**Data**:
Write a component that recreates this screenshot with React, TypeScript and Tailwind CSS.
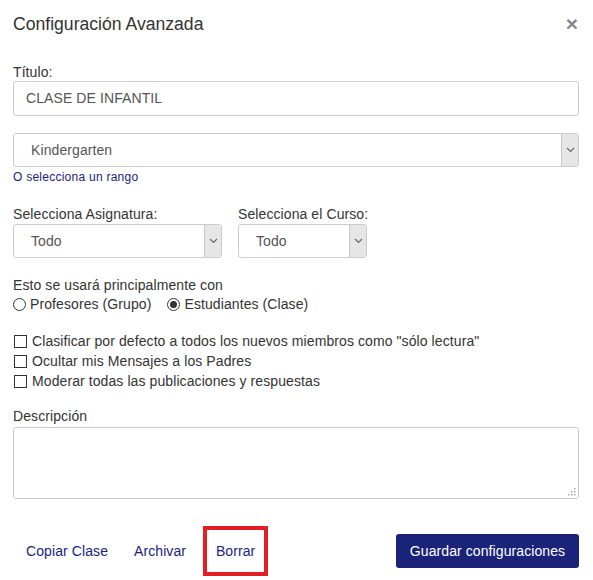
import React from "react";

function Chevron() {
  return (
    <svg width="9" height="6" viewBox="0 0 9 6" fill="none">
      <path d="M1 1 L4.5 4.5 L8 1" stroke="#666" strokeWidth="1.1" />
    </svg>
  );
}

function Select({ value, className, textPl }: { value: string; className: string; textPl: string }) {
  return (
    <div className={`flex items-stretch border border-[#ccc] rounded-[3px] bg-white overflow-hidden ${className}`}>
      <div className={`flex-1 flex items-center text-[14px] text-[#555] ${textPl}`}>{value}</div>
      <div className="w-[17px] bg-[#e6e6e6] border-l border-[#c8c8c8] flex items-center justify-center">
        <Chevron />
      </div>
    </div>
  );
}

function Checkbox({ label }: { label: string }) {
  return (
    <div className="h-[20px] flex items-center">
      <span className="w-[13px] h-[13px] border border-[#333] bg-white mr-[5px] ml-[1px]" />
      <span>{label}</span>
    </div>
  );
}

export default function App() {
  return (
    <div
      className="w-[593px] h-[580px] bg-white text-[#333] text-[14px] tracking-[0.09px] pl-[13px] pr-[14px] flex flex-col"
      style={{ fontFamily: '"Liberation Sans", Arial, sans-serif' }}
    >
      <div className="pt-[14px] flex justify-between items-start">
        <div className="text-[17.6px] tracking-normal leading-[20px] text-[#333]">Configuración Avanzada</div>
        <div className="text-[21px] leading-[14px] font-bold text-[#888] mt-[3px] mr-[1px]">×</div>
      </div>

      <div className="mt-[29px] h-[18px] leading-[18px]">Título:</div>
      <div className="h-[35px] border border-[#ccc] rounded-[3px] flex items-center pl-[12px] text-[14px] text-[#555]">
        CLASE DE INFANTIL
      </div>

      <Select value="Kindergarten" className="mt-[17px] h-[34px]" textPl="pl-[17px]" />
      <div className="mt-[2px] h-[16px] leading-[16px] text-[12px] tracking-[0.25px] text-[#1a237e]">O selecciona un rango</div>

      <div className="mt-[20px] flex gap-[16px]">
        <div className="flex flex-col w-[209px]">
          <div className="h-[18px] leading-[18px]">Selecciona Asignatura:</div>
          <Select value="Todo" className="mt-[1px] h-[34px]" textPl="pl-[17px]" />
        </div>
        <div className="flex flex-col w-[129px]">
          <div className="h-[18px] leading-[18px] whitespace-nowrap">Selecciona el Curso:</div>
          <Select value="Todo" className="mt-[1px] h-[34px]" textPl="pl-[17px]" />
        </div>
      </div>

      <div className="mt-[18px] h-[19px] leading-[19px]">Esto se usará principalmente con</div>
      <div className="h-[19px] flex items-center">
        <span className="w-[13px] h-[13px] rounded-full border border-[#333] mr-[4px]" />
        <span>Profesores (Grupo)</span>
        <span className="w-[13px] h-[13px] rounded-full border border-[#333] ml-[16px] mr-[4px] flex items-center justify-center">
          <span className="w-[7px] h-[7px] rounded-full bg-[#333]" />
        </span>
        <span>Estudiantes (Clase)</span>
      </div>

      <div className="mt-[17px] flex flex-col">
        <Checkbox label={'Clasificar por defecto a todos los nuevos miembros como "sólo lectura"'} />
        <Checkbox label="Ocultar mis Mensajes a los Padres" />
        <Checkbox label="Moderar todas las publicaciones y respuestas" />
      </div>

      <div className="mt-[16px] h-[18px] leading-[18px]">Descripción</div>
      <div className="mt-[2px] h-[72px] border border-[#ccc] rounded-[3px] relative">
        <svg className="absolute right-[2px] bottom-[2px]" width="8" height="8" viewBox="0 0 8 8">
          <rect x="6" y="0" width="1.5" height="1.5" fill="#aaa" />
          <rect x="3" y="3" width="1.5" height="1.5" fill="#aaa" />
          <rect x="6" y="3" width="1.5" height="1.5" fill="#aaa" />
          <rect x="0" y="6" width="1.5" height="1.5" fill="#aaa" />
          <rect x="3" y="6" width="1.5" height="1.5" fill="#aaa" />
          <rect x="6" y="6" width="1.5" height="1.5" fill="#aaa" />
        </svg>
      </div>

      <div className="mt-[27px] flex items-center justify-between">
        <div className="flex items-center text-[#1a237e]">
          <span className="px-[13px]">Copiar Clase</span>
          <span className="px-[13px]">Archivar</span>
          <span className="ml-[4px] w-[65px] h-[50px] border-4 border-[#e31e24] flex items-center justify-center">
            Borrar
          </span>
        </div>
        <div className="w-[183px] h-[34px] rounded-[3px] bg-[#1b2379] text-white text-[14px] flex items-center justify-center">
          Guardar configuraciones
        </div>
      </div>
    </div>
  );
}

**Objective**: From the first line of the listing above, repeat every line through the one holding "import React from". Both ends count, and pictures stay out.

**Solution to this task**:
Write a component that recreates this screenshot with React, TypeScript and Tailwind CSS.
import React from "react";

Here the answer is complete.